Jean Buridan on the Classification of the Sciences (Terminism, Nominalism, Logic)

Description

Carol A. Day is an emeritus tutor of Thomas Aquinas College with astrophysics B.S., astronomy M.A., and Indiana U. history & philosophy of science (HPS) Ph.D. degrees.

Abstract:

Since antiquity, educators and philosophers have been interested in the classifications of the arts and sciences. The three major classificatory traditions of antiquity (Stoic, Boethian-Aristotelian, and the Seven Liberal Arts) were adopted, combined and modified by the medieval classifiers.

Students of the history of the classification of the sciences have tended to ignore the later middle ages. Some have suggested that the schoolmen of the fourteenth century were not interested in the problem. I have shown that the discussion continued into the fourteenth century and that its fundamental character did not change from the thirteenth century.

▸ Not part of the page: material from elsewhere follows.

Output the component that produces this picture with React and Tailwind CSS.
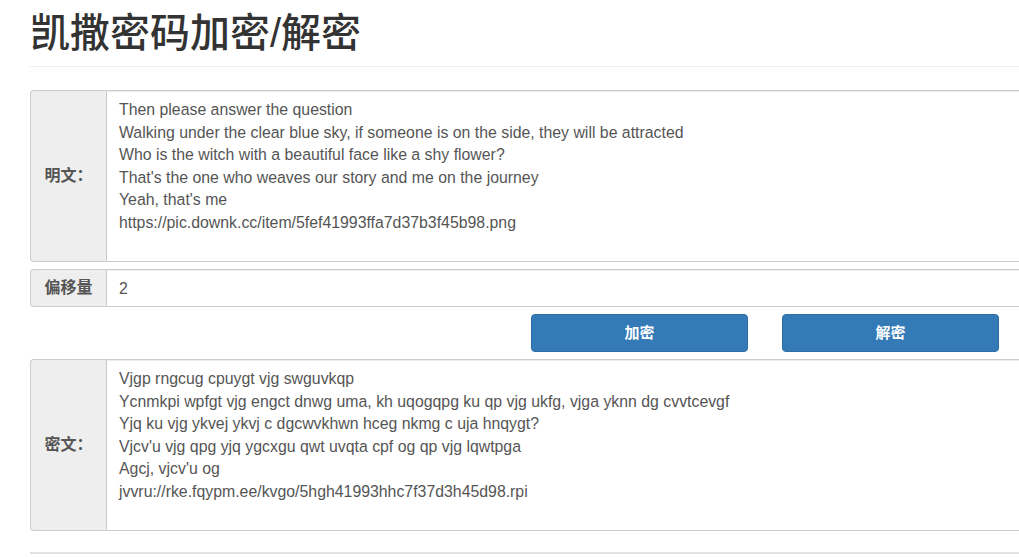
import React, { useState } from 'react';

const font = "font-['Liberation_Sans','Noto_Sans_CJK_SC',sans-serif]";

function shift(text, n) {
  return text.replace(/[a-z]/gi, (c) => {
    const base = c <= 'Z' ? 65 : 97;
    return String.fromCharCode(((c.charCodeAt(0) - base + n) % 26 + 26) % 26 + base);
  });
}

const plainDefault = `Then please answer the question
Walking under the clear blue sky, if someone is on the side, they will be attracted
Who is the witch with a beautiful face like a shy flower?
That's the one who weaves our story and me on the journey
Yeah, that's me
https://pic.downk.cc/item/5fef41993ffa7d37b3f45b98.png`;

function Label({ children }) {
  return (
    <div className="w-[76px] shrink-0 flex items-center justify-center bg-[#eeeeee] border border-r-0 border-[#cccccc] rounded-l-[4px] text-[16px] font-bold text-[#555555]">
      {children}
    </div>
  );
}

export default function App() {
  const [plain, setPlain] = useState(plainDefault);
  const [offset, setOffset] = useState('2');
  const [cipher, setCipher] = useState(shift(plainDefault, 2));

  const n = parseInt(offset, 10) || 0;

  return (
    <div className={`w-screen min-h-screen overflow-hidden bg-white ${font} text-[#333333]`}>
      <div className="ml-[30px] w-[1110px]">
        <div className="pt-[11px] pb-[11px] border-b border-[#eeeeee]">
          <h1 className="text-[40px] leading-[44px] font-medium text-[#333333]">凯撒密码加密/解密</h1>
        </div>

        <div className="mt-[23px] flex flex-col gap-[7px]">
          <div className="flex h-[172px]">
            <Label>明文：</Label>
            <textarea
              value={plain}
              onChange={(e) => setPlain(e.target.value)}
              className="flex-1 resize-none border border-[#cccccc] rounded-r-[4px] shadow-[inset_0_1px_1px_rgba(0,0,0,0.075)] px-[12px] pt-[8px] pb-[6px] text-[15.85px] leading-[22.5px] text-[#555555] outline-none"
            />
          </div>

          <div className="flex h-[38px]">
            <Label>偏移量</Label>
            <input
              value={offset}
              onChange={(e) => setOffset(e.target.value)}
              className="flex-1 border border-[#cccccc] rounded-r-[4px] shadow-[inset_0_1px_1px_rgba(0,0,0,0.075)] px-[12px] pt-[2px] text-[15.85px] text-[#555555] outline-none"
            />
          </div>

          <div className="flex h-[38px] pl-[501px] gap-[34px]">
            <button
              onClick={() => setCipher(shift(plain, n))}
              className="w-[217px] rounded-[4px] bg-[#337ab7] border border-[#2e6da4] text-white text-[15px] font-bold"
            >
              加密
            </button>
            <button
              onClick={() => setPlain(shift(cipher, -n))}
              className="w-[217px] rounded-[4px] bg-[#337ab7] border border-[#2e6da4] text-white text-[15px] font-bold"
            >
              解密
            </button>
          </div>

          <div className="flex h-[172px]">
            <Label>密文：</Label>
            <textarea
              value={cipher}
              onChange={(e) => setCipher(e.target.value)}
              className="flex-1 resize-none border border-[#cccccc] rounded-r-[4px] shadow-[inset_0_1px_1px_rgba(0,0,0,0.075)] px-[12px] pt-[8px] pb-[6px] text-[15.85px] leading-[22.5px] text-[#555555] outline-none"
            />
          </div>
        </div>

        <div className="mt-[21px] h-[2px] bg-[#e2e2e2]" />
      </div>
    </div>
  );
}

The late medieval classifiers were concerned primarily with the philosophical principles of classification. Aristotle's writings, recovered in the twelfth century, posed many questions for the medieval classifiers. A major problem was to find the proper means to unify a science and to distinguish it from others. The logical method of terminism and the nominalist philosophy posed deep difficulties for the resolution of this issue. Some fourteenth century nominalists, among them William of Ockham, saw the Aristotelian method of division by formal subjects as no more than a convenience, lacking objective validity.

Jean Buridan, the Parisian Master of Arts and prominent nominalist, objected to the Ockhamist critique of the Aristotelian division. Desiring to save the Philosopher's doctrine, he proposed a solution based upon terminist principles and compatible with nominalism. Each science, which he regarded as a collection of propositions, was unified by a single "subject of attribution," to which every subject and predicate term used in the science reduced in some way. In this dissertation I explain Buridan's solution and argue that, despite its shortcomings, it is probably the best nominalist resolution of the difficulty. I conclude by showing how Buridan incorporates much of the earlier classificatory doctrine into his scheme of the sciences.

The Catholic logician Paul Vincent Spade (cf. his website) was on her committee!